His father was a school teacher. His mother was a housewife. He was not abused, he was not abandoned nor did he come from a dysfunctional home.
 
He says: "What they were able to give me was never enough. They wanted me to go to school and study, but my ambition went far beyond their dreams."
 
Noticing he was not going to succeed in academics, his father helped him open a small clothes factory. Gustavo says he didn't do too badly, but he wanted more.
 
He migrated illegally to the United States and worked for about three months. He would make as much as US$700 a week, a fortune for anybody from his town. Still, Gustavo says, it was not enough.
 
Traffickers teach traffickers 'rules of business'
 
By then he began developing a plan: he would return to Mexico and go back to school.

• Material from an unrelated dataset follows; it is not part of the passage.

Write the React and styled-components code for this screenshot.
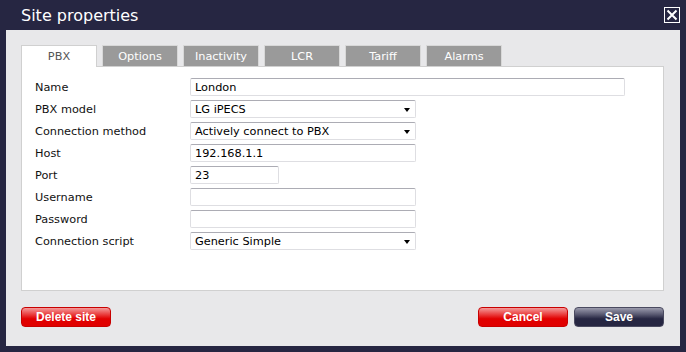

He was not interested in academics, but in girls. And his interest in girls was very different from other boys in their late teens. His intentions were far more sinister.
 
"I had already met some pimps and they taught me the ins and outs of the business. They taught me how to talk to a girl, how to get her excited, how to make her fall in love and how to approach her parents so that there wouldn't be a problem," Gustavo said.
 
It was just a matter of time. And soon after he met a girl at a county fair who would become his first victim.
 
Gustavo, 18 at the time, says he told her almost immediately he had fallen deeply in love with her and wanted to marry her and have a family. He showered her with gifts and made promises of eternal love. She agreed to elope with him only four days after meeting him, and move with him to Tenancingo in his home state. Within a month the girl was forced into prostitution.
 
She would be followed by many more. His modus operandi was always the same: make them fall in love with false promises, have them leave with him and force them into prostitution by threats, coercion and/or physical and verbal abuse.